For starters, their bodies weren't found until 2007, and despite DNA analysis proving their lineage, the Russian Orthodox Church refused to acknowledge the findings. New DNA tests confirmed the findings in 2015 (when Tsar Nicholai II's body was exhumed for DNA comparison) and 2018, but the church still insisted "more proof was needed."

According to reports published on Smithsonian Magazine, the church claimed they needed to be extra careful in confirming the identity of the children, as their bones are considered relics (sacred) because of the family's canonization. The truth, however, is possibly a lot more political than religious.

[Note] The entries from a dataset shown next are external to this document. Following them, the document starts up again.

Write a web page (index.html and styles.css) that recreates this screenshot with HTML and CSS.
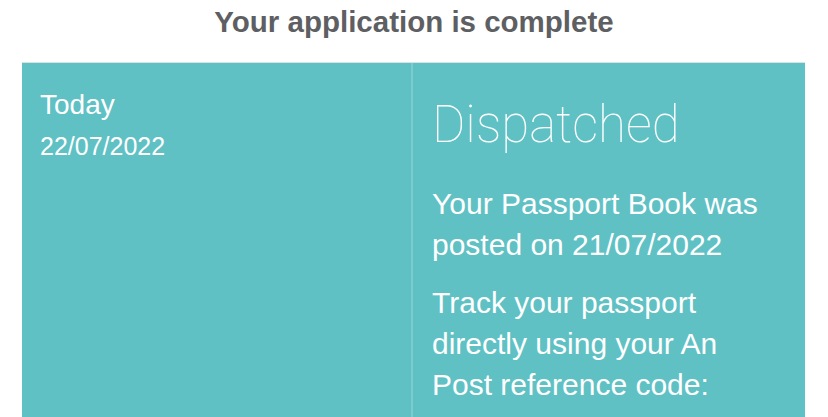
FILE: index.html
```html
<!DOCTYPE html>
<html lang="en">
<head>
  <meta charset="UTF-8" />
  <meta name="viewport" content="width=device-width, initial-scale=1.0"/>
  <title>Application status</title>
  <link rel="stylesheet" href="styles.css">
</head>
<body>
  <header class="page-head">
    <h1>Your application is complete</h1>
  </header>

  <section class="status-card">
    <div class="status-date">
      <div class="day">Today</div>
      <div class="date">22/07/2022</div>
    </div>

    <div class="status-info">
      <h2>Dispatched</h2>
      <p>Your Passport Book was posted on 21/07/2022</p>
      <p>Track your passport directly using your An Post reference code: <span class="code">WK123456789IE</span></p>
    </div>
  </section>
</body>
</html>
```

FILE: styles.css
```css
* {
  box-sizing: border-box;
}

body {
  margin: 0;
  background: #ffffff;
  font-family: 'Liberation Sans', Arial, sans-serif;
  color: #ffffff;
  overflow: hidden;
}

.page-head {
  padding-top: 4px;
  text-align: center;
}

.page-head h1 {
  margin: 0;
  font-size: 29.5px;
  line-height: 35px;
  font-weight: bold;
  color: #5e5f63;
}

.status-card {
  display: grid;
  grid-template-columns: 389px 1fr;
  margin: 23px 23px 0 22px;
  border-top: 1px solid #d9e2e4;
  background: #5fc1c4;
  min-height: 400px;
}

.status-date {
  padding: 25px 18px 0 18px;
}

.day {
  font-size: 28px;
  line-height: 34px;
}

.date {
  margin-top: 9px;
  font-size: 25px;
  line-height: 30px;
}

.status-info {
  border-left: 2px solid rgba(255, 255, 255, 0.18);
  padding: 32px 30px 0 19px;
}

.status-info h2 {
  margin: 0 0 28px;
  font-family: 'Roboto', 'Lato', sans-serif;
  font-weight: 100;
  font-size: 51px;
  line-height: 60px;
}

.status-info p {
  margin: 0 0 17px;
  font-size: 30px;
  line-height: 41px;
}

.code {
  display: block;
  margin-top: 5px;
  font-weight: bold;
}
```
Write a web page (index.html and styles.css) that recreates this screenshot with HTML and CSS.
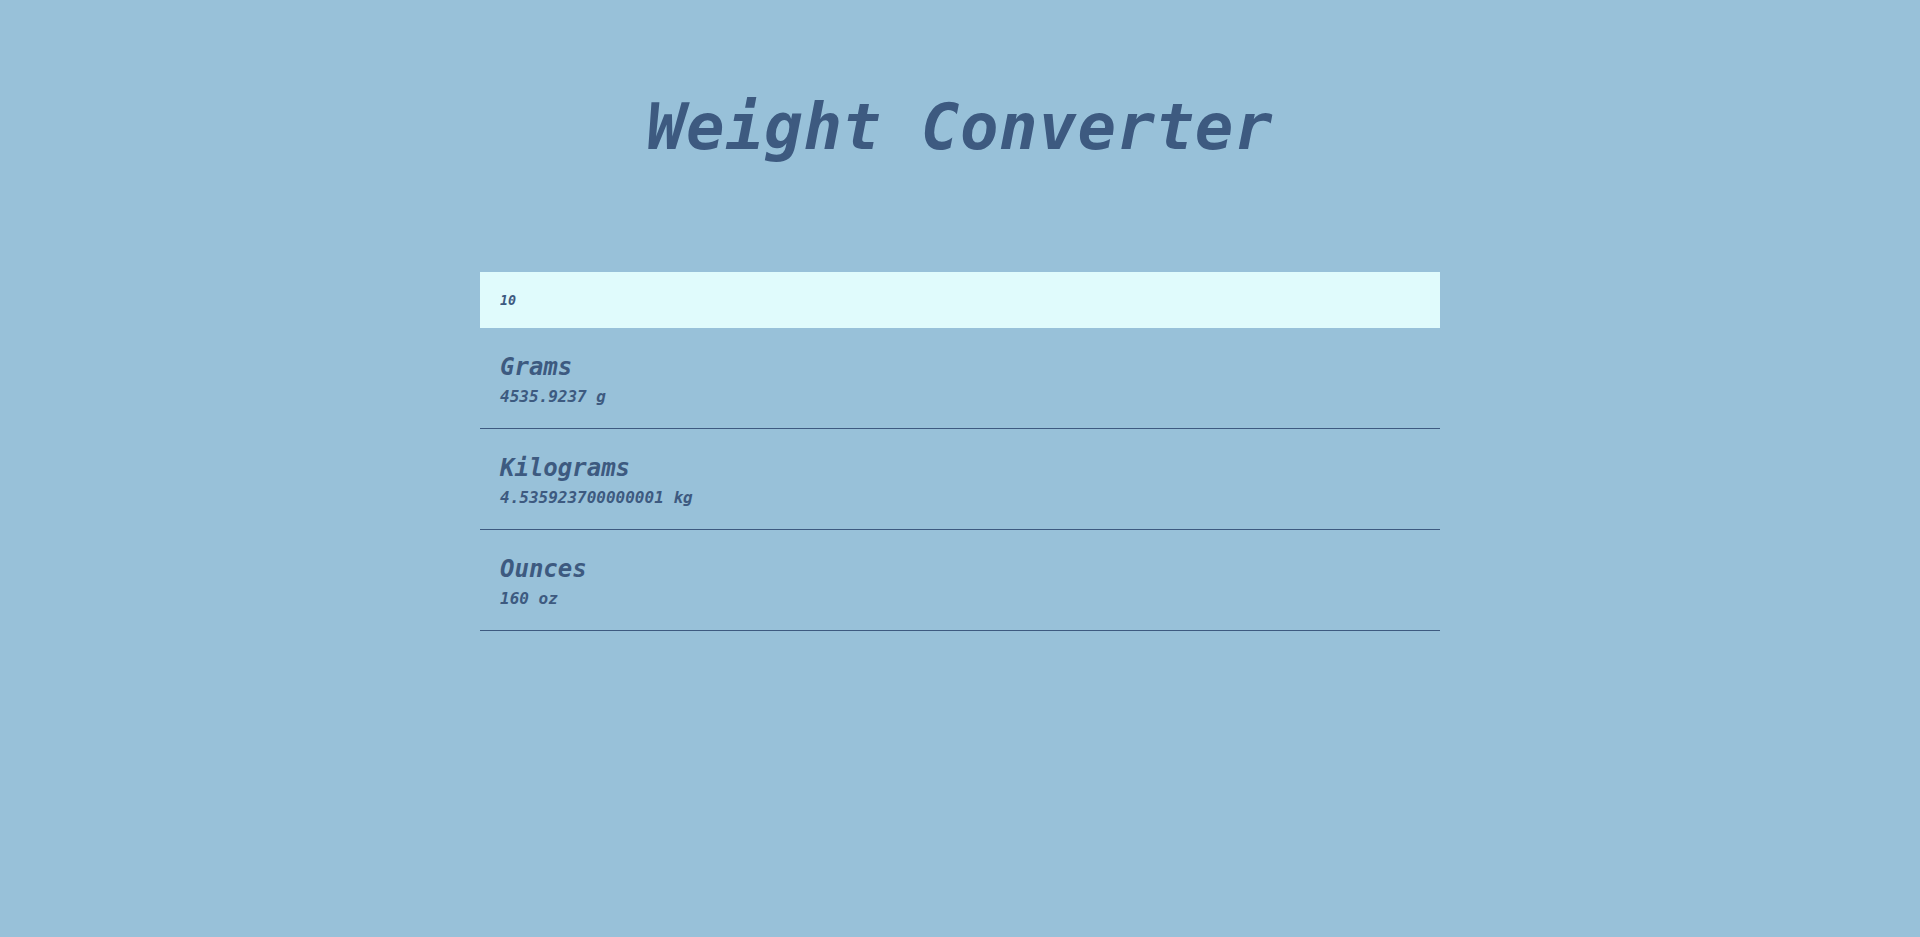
FILE: index.html
```html
<!DOCTYPE html>
<html lang="en">
<head>
<meta charset="utf-8">
<title>Weight Converter</title>
<link rel="stylesheet" href="styles.css">
</head>
<body>
  <main class="app">
    <h1 class="title">Weight Converter</h1>
    <section class="converter">
      <input class="amount" type="text" value="10">
      <div class="result">
        <h2 class="result-name">Grams</h2>
        <p class="result-value">4535.9237 g</p>
      </div>
      <div class="result">
        <h2 class="result-name">Kilograms</h2>
        <p class="result-value">4.535923700000001 kg</p>
      </div>
      <div class="result">
        <h2 class="result-name">Ounces</h2>
        <p class="result-value">160 oz</p>
      </div>
    </section>
  </main>
</body>
</html>
```
FILE: styles.css
```css
html, body {
  margin: 0;
  padding: 0;
}
body {
  background: #98c1d9;
  color: #3d5a80;
  font-family: "DejaVu Sans Mono", "Liberation Mono", monospace;
  font-style: italic;
  font-weight: bold;
  min-height: 937px;
}
.app {
  display: flex;
  flex-direction: column;
  align-items: center;
  padding-top: 95px;
}
.title {
  margin: 0;
  font-size: 64px;
  line-height: 64px;
  letter-spacing: 0.6px;
  font-weight: bold;
  font-style: italic;
}
.converter {
  width: 960px;
  margin-top: 113px;
  display: flex;
  flex-direction: column;
}
.amount {
  box-sizing: border-box;
  width: 100%;
  height: 56px;
  border: none;
  outline: none;
  background: #e0fbfc;
  color: #3d5a80;
  padding: 0 20px;
  font-family: inherit;
  font-style: italic;
  font-weight: bold;
  font-size: 13.33px;
}
.result {
  padding: 21px 20px 19px;
  border-bottom: 1px solid #3d5a80;
}
.result-name {
  margin: 0;
  font-size: 24px;
  line-height: 36px;
  font-weight: bold;
}
.result-value {
  margin: 0;
  font-size: 16px;
  line-height: 24px;
}
```
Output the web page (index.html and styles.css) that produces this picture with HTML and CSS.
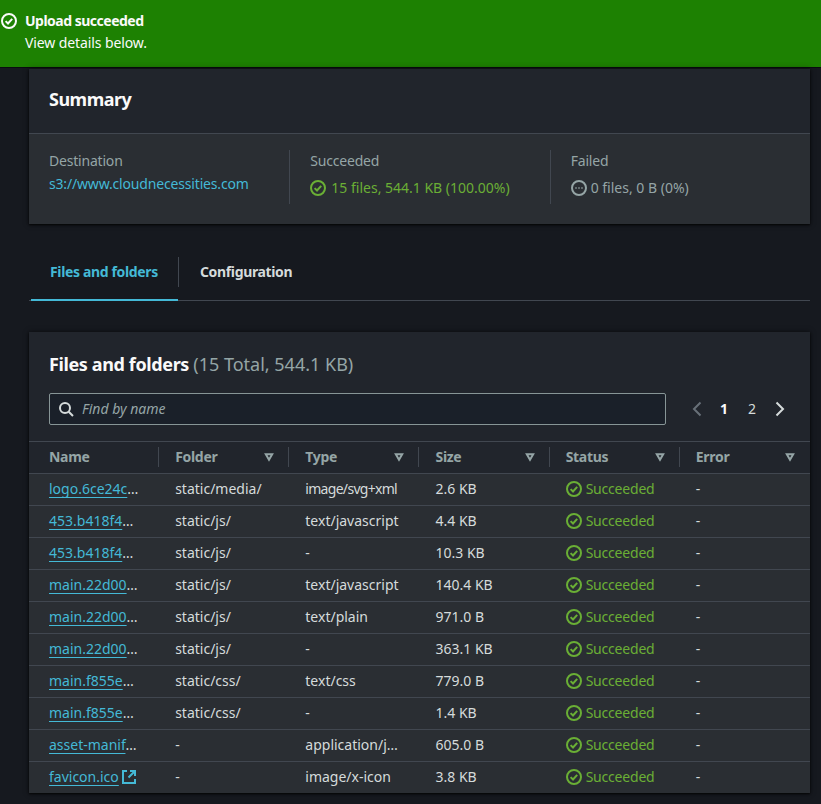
FILE: index.html
```html
<!DOCTYPE html>
<html lang="en">
<head>
<meta charset="utf-8">
<title>Upload: status</title>
<link rel="stylesheet" href="styles.css">
</head>
<body>
<svg class="defs" width="0" height="0" aria-hidden="true">
  <symbol id="i-ok" viewBox="0 0 16 16"><circle cx="8" cy="8" r="7"/><path d="M4.6 8.1l2.4 2.4 4.2-4.6"/></symbol>
  <symbol id="i-filter" viewBox="0 0 16 16"><path d="M4.8 5.2h6.4L8 10.8z"/></symbol>
</svg>
<div class="flash">
  <svg class="icon"><use href="#i-ok"/></svg>
  <div class="flash-text"><strong>Upload succeeded</strong><span>View details below.</span></div>
</div>
<main class="page">
  <section class="card summary">
    <h2 class="card-head">Summary</h2>
    <div class="summary-body">
      <div class="stat">
        <div class="label">Destination</div>
        <a class="link value-link">s3://www.cloudnecessities.com</a>
      </div>
      <div class="stat">
        <div class="label">Succeeded</div>
        <div class="value good"><svg class="icon"><use href="#i-ok"/></svg>15 files, 544.1 KB (100.00%)</div>
      </div>
      <div class="stat">
        <div class="label">Failed</div>
        <div class="value muted"><svg class="icon" viewBox="0 0 16 16"><circle cx="8" cy="8" r="7"/><path class="dots" d="M4.5 8h1M7.5 8h1M10.5 8h1"/></svg>0 files, 0 B (0%)</div>
      </div>
    </div>
  </section>
  <nav class="tabs">
    <div class="tab active">Files and folders</div>
    <div class="tab">Configuration</div>
  </nav>
  <section class="card files">
    <div class="files-head">
      <h2 class="files-title">Files and folders <span>(15 Total, 544.1 KB)</span></h2>
      <div class="tools">
        <div class="search">
          <svg class="icon search-icon" viewBox="0 0 16 16"><circle cx="7" cy="7" r="5"/><path d="M10.7 10.7L15 15"/></svg>
          <span>Find by name</span>
        </div>
        <div class="pager">
          <svg class="chev off" viewBox="0 0 16 16"><path d="M11.5 1.5L5 8l6.5 6.5"/></svg>
          <b>1</b><span>2</span>
          <svg class="chev" viewBox="0 0 16 16"><path d="M4.5 1.5L11 8l-6.5 6.5"/></svg>
        </div>
      </div>
    </div>
    <table class="grid">
      <thead>
        <tr>
          <th>Name</th>
          <th>Folder<svg class="tri"><use href="#i-filter"/></svg></th>
          <th>Type<svg class="tri"><use href="#i-filter"/></svg></th>
          <th>Size<svg class="tri"><use href="#i-filter"/></svg></th>
          <th>Status<svg class="tri"><use href="#i-filter"/></svg></th>
          <th>Error<svg class="tri"><use href="#i-filter"/></svg></th>
        </tr>
      </thead>
      <tbody>
        <tr><td><a class="link">logo.6ce24c</a>…</td><td>static/media/</td><td class="tight">image/svg+xml</td><td>2.6 KB</td><td class="good"><svg class="icon"><use href="#i-ok"/></svg>Succeeded</td><td>-</td></tr>
        <tr><td><a class="link">453.b418f4</a>…</td><td>static/js/</td><td>text/javascript</td><td>4.4 KB</td><td class="good"><svg class="icon"><use href="#i-ok"/></svg>Succeeded</td><td>-</td></tr>
        <tr><td><a class="link">453.b418f4</a>…</td><td>static/js/</td><td>-</td><td>10.3 KB</td><td class="good"><svg class="icon"><use href="#i-ok"/></svg>Succeeded</td><td>-</td></tr>
        <tr><td><a class="link">main.22d00</a>…</td><td>static/js/</td><td>text/javascript</td><td>140.4 KB</td><td class="good"><svg class="icon"><use href="#i-ok"/></svg>Succeeded</td><td>-</td></tr>
        <tr><td><a class="link">main.22d00</a>…</td><td>static/js/</td><td>text/plain</td><td>971.0 B</td><td class="good"><svg class="icon"><use href="#i-ok"/></svg>Succeeded</td><td>-</td></tr>
        <tr><td><a class="link">main.22d00</a>…</td><td>static/js/</td><td>-</td><td>363.1 KB</td><td class="good"><svg class="icon"><use href="#i-ok"/></svg>Succeeded</td><td>-</td></tr>
        <tr><td><a class="link">main.f855e</a>…</td><td>static/css/</td><td>text/css</td><td>779.0 B</td><td class="good"><svg class="icon"><use href="#i-ok"/></svg>Succeeded</td><td>-</td></tr>
        <tr><td><a class="link">main.f855e</a>…</td><td>static/css/</td><td>-</td><td>1.4 KB</td><td class="good"><svg class="icon"><use href="#i-ok"/></svg>Succeeded</td><td>-</td></tr>
        <tr><td><a class="link">asset-manif</a>…</td><td>-</td><td>application/j…</td><td>605.0 B</td><td class="good"><svg class="icon"><use href="#i-ok"/></svg>Succeeded</td><td>-</td></tr>
        <tr><td><a class="link">favicon.ico</a><svg class="ext" viewBox="0 0 16 16"><path d="M6 2H2v12h12v-4"/><path d="M9 2h5v5M14 2L7.5 8.5"/></svg></td><td>-</td><td>image/x-icon</td><td>3.8 KB</td><td class="good"><svg class="icon"><use href="#i-ok"/></svg>Succeeded</td><td>-</td></tr>
      </tbody>
    </table>
  </section>
</main>
</body>
</html>
```
FILE: styles.css
```css
* { box-sizing: border-box; }
html, body { margin: 0; height: 100%; overflow: hidden; }
body {
  background: #16191f;
  color: #d5dbdb;
  font: 14px/22px "Noto Sans", sans-serif;
}
.defs { position: absolute; }
.icon {
  width: 16px;
  height: 16px;
  flex: none;
  fill: none;
  stroke: currentColor;
  stroke-width: 2;
}
.flash {
  display: flex;
  gap: 8px;
  height: 68px;
  padding: 10px 0 0 1px;
  background: #1d8102;
  border-bottom: 1px solid #0a0d10;
  color: #fafafa;
}
.flash .icon { margin-top: 3px; }
.flash-text { display: flex; flex-direction: column; letter-spacing: -.1px; }
.flash-text strong { letter-spacing: -.5px; }
.page { padding: 0 11px 0 29px; }
.card {
  background: #2a2e33;
  box-shadow: 0 1px 2px rgba(0, 0, 0, .8), 0 0 6px rgba(0, 0, 0, .45);
}
.summary { margin-top: 1px; }
.card-head {
  margin: 0;
  height: 65px;
  padding: 19px 20px 0;
  background: #21252c;
  border-bottom: 1px solid #414750;
  color: #fafafa;
  font-size: 18px;
  line-height: 22px;
  letter-spacing: -.5px;
}
.summary-body {
  display: grid;
  grid-template-columns: repeat(3, 1fr);
  height: 90px;
  padding: 16px 0 20px;
}
.stat { padding-left: 20px; }
.stat + .stat { border-left: 1px solid #414750; padding-left: 20px; }
.label { color: #95a5a6; letter-spacing: -.2px; }
.link { color: #44b9d6; text-decoration: underline; text-underline-offset: 3px; }
.value-link { display: block; margin-top: 1px; text-decoration: none; letter-spacing: -.17px; }
.value { display: flex; align-items: center; gap: 5px; margin-top: 5px; }
.muted { gap: 4px; }
.good { color: #6aaf35; }
.muted { color: #95a5a6; }
.dots { stroke-width: 2; }
.tabs {
  display: flex;
  height: 77px;
  padding: 33px 0 0 2px;
  border-bottom: 1px solid #414750;
}
.tab {
  padding: 4px 21px 0 22px;
  height: 44px;
  font-weight: 700;
  letter-spacing: -.35px;
  color: #d5dbdb;
}
.tab.active {
  padding: 4px 20px 0 19px;
  color: #44b9d6;
  border-bottom: 2px solid #44b9d6;
  position: relative;
}
.tab.active::after {
  content: "";
  position: absolute;
  right: -1px;
  top: 0;
  height: 30px;
  border-right: 1px solid #414750;
}
.files { margin-top: 31px; }
.files-head {
  height: 110px;
  padding: 20px 20px 0;
  background: #21252c;
  border-bottom: 1px solid #414750;
}
.files-title {
  margin: 0;
  color: #fafafa;
  font-size: 18px;
  line-height: 24px;
  letter-spacing: -.38px;
}
.files-title span { font-weight: 400; color: #95a5a6; letter-spacing: 0; }
.tools { display: flex; margin-top: 17px; }
.search {
  display: flex;
  flex: none;
  align-items: center;
  gap: 8px;
  width: 617px;
  height: 32px;
  padding-left: 8px;
  background: #1a2029;
  border: 1px solid #879596;
  border-radius: 2px;
  color: #95a5a6;
  font-style: italic;
}
.search-icon { color: #d5dbdb; }
.pager { display: flex; align-items: center; gap: 12px; margin-left: 23px; color: #d5dbdb; }
.pager b { color: #fafafa; margin-left: -1px; }
.pager b, .pager span { width: 16px; text-align: center; font-style: normal; }
.chev { flex: none; width: 16px; height: 16px; fill: none; stroke: #d5dbdb; stroke-width: 2; }
.chev.off { stroke: #687078; }
.grid {
  width: 100%;
  table-layout: fixed;
  border-collapse: collapse;
}
.grid th {
  position: relative;
  height: 31px;
  padding: 0 0 0 16px;
  text-align: left;
  color: #95a5a6;
  background: #21252c;
  border-bottom: 1px solid #414750;
  font-weight: 700;
  letter-spacing: -.3px;
}
.grid th:first-child, .grid td:first-child { padding-left: 20px; }
.grid th::after {
  content: "";
  position: absolute;
  right: 0;
  top: 5px;
  height: 20px;
  border-right: 1px solid #414750;
}
.grid th:last-child::after { display: none; }
.tri {
  position: absolute;
  right: 12px;
  top: 7px;
  width: 16px;
  height: 16px;
  fill: none;
  stroke: #95a5a6;
  stroke-width: 2;
}
.grid td {
  height: 32px;
  padding: 0 0 0 16px;
  white-space: nowrap;
  overflow: hidden;
  border-bottom: 1px solid #414750;
}
.grid tr:last-child td { border-bottom: 0; }
.grid td.good { letter-spacing: -.2px; }
.grid td.tight { letter-spacing: -.7px; }
.grid td .icon { vertical-align: -3px; margin-right: 4px; }
.ext {
  width: 16px;
  height: 16px;
  margin-left: 2px;
  vertical-align: -3px;
  fill: none;
  stroke: #44b9d6;
  stroke-width: 2;
}
```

After 100 years, peace still escapes the Romanovs

The grave containing the remains of the two children was located in 2007, not far from the main burial site, but the bodies had been burned almost completely to ash (via DW). While it's true that fewer than 50 bone fragments were found, DNA tests are conclusive: They belong to members of the Romanov family. 

The bodies of Alexei and (likely) Maria have never been buried. They remain in hold at a Russian state archive because the church demands more proof that it is really them. According to Archpriest Oleg Mitrov, "the search for the remains of Tsesarevich Alexei and Grand Duchess Maria should continue," as quoted by

Conspiracy theories could have come into play, too. For years, there was speculation that the two missing children hadn't been found because they had somehow escaped and were still alive somewhere. History reports that between 1918 and 1928, half a dozen women publicly claimed to be the missing Romanov daughter. The most famous case was the story of Anastasia Tschaikovsky, also known as Anna Anderson, who claimed to be the missing Anastasia.

Anderson had spent some time in a mental hospital after a suicide attempt, and was eventually helped by Romanov sympathizers to escape to the U.S. There, she engaged in a long legal battle to be recognized as Anastasia Romanov. She eventually lost her court battle and died in 1984. According to History, a DNA test performed a decade later proved Anderson was definitely not a Romanov.